German cities are currently in difficult financial straits. Less at fault the economy in general, which is showing signs of recovery, is the severe shortfall in income from local business tax (Gewerbesteuer). That shortfall, in turn, is caused by consistent overexploitation of traditional loopholes by big business, such as international firms like Munich-based Allianz Insurance, BMW and Siemens. Such firms want to take advantage of the infrastructure in terms of housing, education, culture and transport, while straining every sinew to avoid business tax and thus leaving the whole burden of paying for the infrastructure on the middle classes and the workers.

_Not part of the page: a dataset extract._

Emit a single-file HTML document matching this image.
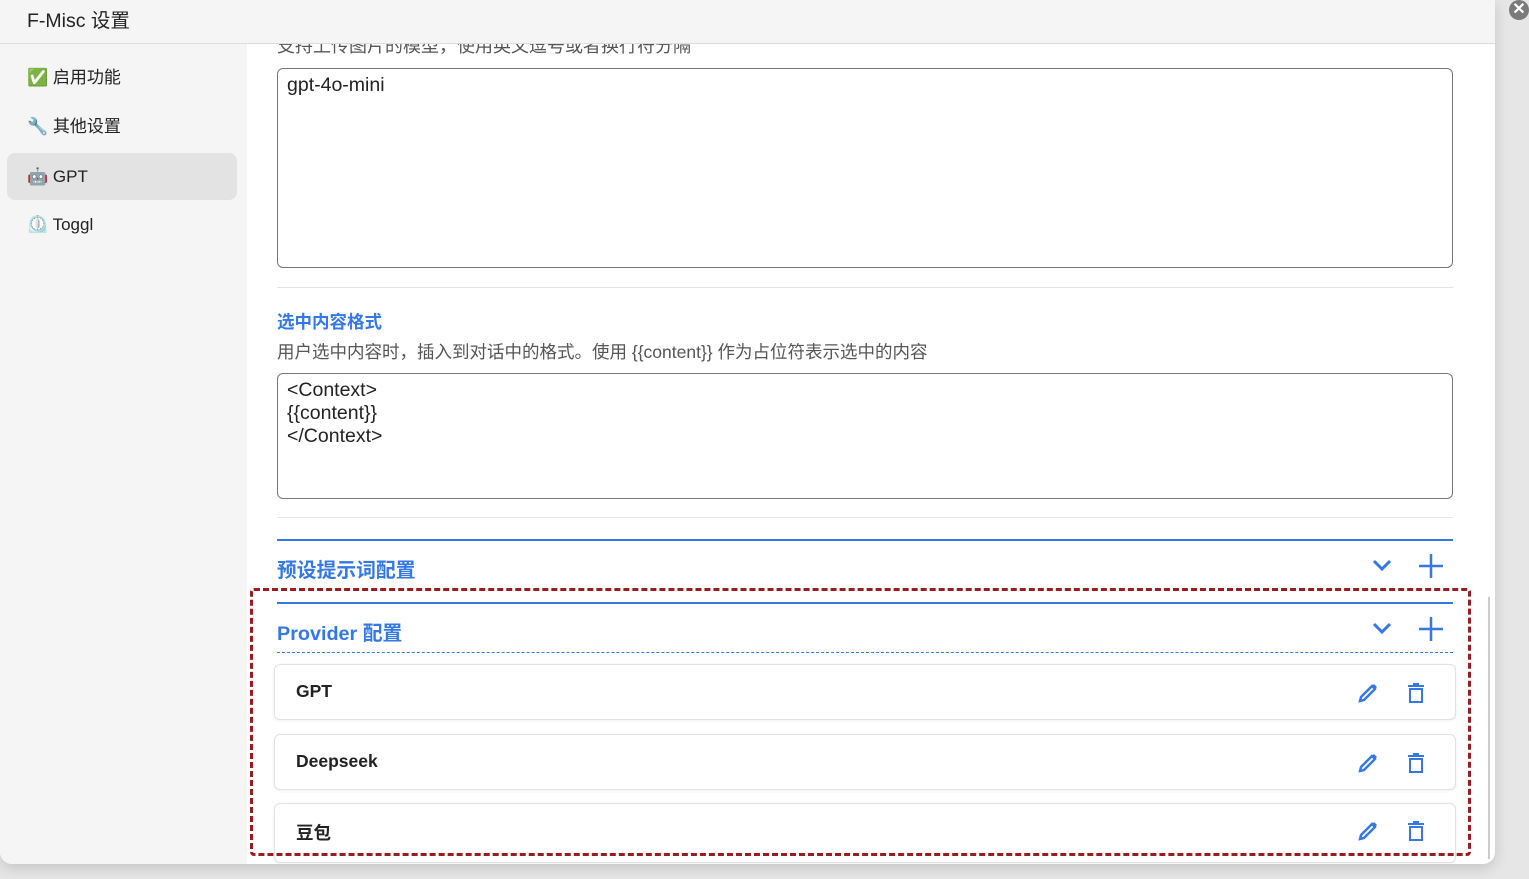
<!DOCTYPE html>
<html><head><meta charset="utf-8"><style>
*{box-sizing:border-box;margin:0;padding:0}
body{width:1529px;height:879px;overflow:hidden;background:#e6e6e6;font-family:"Liberation Sans","Noto Sans CJK SC",sans-serif;position:relative}
.dlg{position:absolute;left:0;top:0;width:1495px;height:864px;background:#fff;border-radius:0 0 12px 12px;overflow:hidden;box-shadow:0 4px 14px rgba(0,0,0,.15)}
.hdr{position:absolute;left:0;top:0;width:1495px;height:44px;background:#f5f5f5;border-bottom:1px solid #ddd}
.hdr span{position:absolute;left:27px;top:4px;font-size:19.5px;color:#222}
.side{position:absolute;left:0;top:44px;width:247px;height:820px;background:#f5f5f5}
.it{position:absolute;left:7px;width:230px;height:47px;border-radius:8px;font-size:17px;color:#222;padding-left:20px;line-height:47px}
.it.a{background:#e3e3e3}
.ab{position:absolute;color:#555}
.ta{position:absolute;left:277px;width:1176px;border:1px solid #777;border-radius:6px;padding:4px 9px;font-size:19.5px;color:#222;line-height:23px}
.hr{position:absolute;left:277px;width:1176px;height:2px;background:#e4e4e4}
.bl{position:absolute;left:277px;width:1176px;height:2px;background:#3478e5}
.tt{position:absolute;left:277px;color:#3478e5;font-weight:bold}
.card{position:absolute;left:274px;width:1182px;height:56px;border:1px solid #e2e2e2;border-radius:6px;box-shadow:0 1px 3px rgba(0,0,0,.06);background:#fff}
.card b{position:absolute;left:21px;top:16px;font-size:17.5px;color:#222}
.card svg{position:absolute;top:17px}
</style></head><body>
<div class="dlg">
<div class="hdr"><span>F-Misc 设置</span></div>
<div class="side">
<div class="it" style="top:10px">✅ 启用功能</div>
<div class="it" style="top:59px">🔧 其他设置</div>
<div class="it a" style="top:109px">🤖 GPT</div>
<div class="it" style="top:157px">⏲️ Toggl</div>
</div>
<div class="ab" style="left:277px;top:32px;font-size:18px;clip-path:inset(12px 0 0 0)">支持上传图片的模型，使用英文逗号或者换行符分隔</div>
<div class="ta" style="top:68px;height:200px;padding-top:5px">gpt-4o-mini</div>
<div class="hr" style="top:287px;height:1px"></div>
<div class="tt" style="top:309px;font-size:17.5px">选中内容格式</div>
<div class="ab" style="left:277px;top:339px;font-size:17.5px">用户选中内容时，插入到对话中的格式。使用 {{content}} 作为占位符表示选中的内容</div>
<div class="ta" style="top:373px;height:126px;padding-top:5px">&lt;Context&gt;<br>{{content}}<br>&lt;/Context&gt;</div>
<div class="hr" style="top:517px;height:1px"></div>
<div class="bl" style="top:539px"></div>
<div class="tt" style="top:554px;font-size:19.8px">预设提示词配置</div>
<div class="bl" style="top:602px"></div>
<div class="tt" style="top:617px;font-size:19.8px">Provider 配置</div>
<div style="position:absolute;left:277px;top:652px;width:1176px;border-top:1px dashed #3478e5"></div>
<svg style="position:absolute;left:1372px;top:558px" width="20" height="14"><path d="M2 3l8 8 8-8" stroke="#3478e5" stroke-width="3" fill="none"/></svg>
<svg style="position:absolute;left:1418px;top:553px" width="26" height="26"><path d="M13 1v24M1 13h24" stroke="#3478e5" stroke-width="2.5"/></svg>
<svg style="position:absolute;left:1372px;top:621px" width="20" height="14"><path d="M2 3l8 8 8-8" stroke="#3478e5" stroke-width="3" fill="none"/></svg>
<svg style="position:absolute;left:1418px;top:616px" width="26" height="26"><path d="M13 1v24M1 13h24" stroke="#3478e5" stroke-width="2.5"/></svg>
<div class="card" style="top:664px"><b>GPT</b>
<svg style="left:1082px" width="22" height="22"><path d="M3 19l1-4L15 4l3 3L7 18z" stroke="#3478e5" stroke-width="2.4" fill="none"/><path d="M15 4l2-2 3 3-2 2z" fill="#3478e5"/></svg>
<svg style="left:1131px" width="20" height="22"><path d="M2 4h16M7 2h6" stroke="#3478e5" stroke-width="2"/><rect x="4" y="7" width="12" height="13" stroke="#3478e5" stroke-width="2" fill="none"/></svg></div>
<div class="card" style="top:734px"><b>Deepseek</b>
<svg style="left:1082px" width="22" height="22"><path d="M3 19l1-4L15 4l3 3L7 18z" stroke="#3478e5" stroke-width="2.4" fill="none"/><path d="M15 4l2-2 3 3-2 2z" fill="#3478e5"/></svg>
<svg style="left:1131px" width="20" height="22"><path d="M2 4h16M7 2h6" stroke="#3478e5" stroke-width="2"/><rect x="4" y="7" width="12" height="13" stroke="#3478e5" stroke-width="2" fill="none"/></svg></div>
<div class="card" style="top:803px;height:60px"><b style="top:16px">豆包</b>
<svg style="left:1082px;top:16px" width="22" height="22"><path d="M3 19l1-4L15 4l3 3L7 18z" stroke="#3478e5" stroke-width="2.4" fill="none"/><path d="M15 4l2-2 3 3-2 2z" fill="#3478e5"/></svg>
<svg style="left:1131px;top:16px" width="20" height="22"><path d="M2 4h16M7 2h6" stroke="#3478e5" stroke-width="2"/><rect x="4" y="7" width="12" height="13" stroke="#3478e5" stroke-width="2" fill="none"/></svg></div>
<div style="position:absolute;left:250px;top:588px;width:1221px;height:268px;border:3px dashed #9b1c1c;border-radius:4px"></div>
<div style="position:absolute;left:1488px;top:597px;width:2px;height:262px;background:#ccc"></div>
</div>
<div style="position:absolute;left:1509px;top:0;width:20px;height:20px;border-radius:50%;background:#7a7a7a;color:#fff;font-size:16px;line-height:19px;text-align:center;font-weight:bold">✕</div>
</body></html>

The Munich Mayor told City Mayors that the Federal Government must change the law to close business tax loopholes. It must also curtail its own demands on the business tax to compensate the cities. It must stop giving local communities tasks to undertake without supplying the means to fulfil them. The Munich Mayor claims that the State of Bavaria has also been guilty of creaming off large amounts of the business tax from cities. Munich, together with other Bavarian cities such as Nuremberg and Augsburg, is campaigning for the State of Bavaria to fall into line with all other federal states and pay all, not just half of the salaries of teachers in state schools, which currently costs Munich 140 million euros.

Over the coming two years Munich faces many potentially rewarding challenges. In 2005 it hosts the German Garden Show, and in 2006 it will host the opening match of the 2006 Football World Cup as one of the nine German cities where games will be played. The World Cup press centre will also be located in Munich.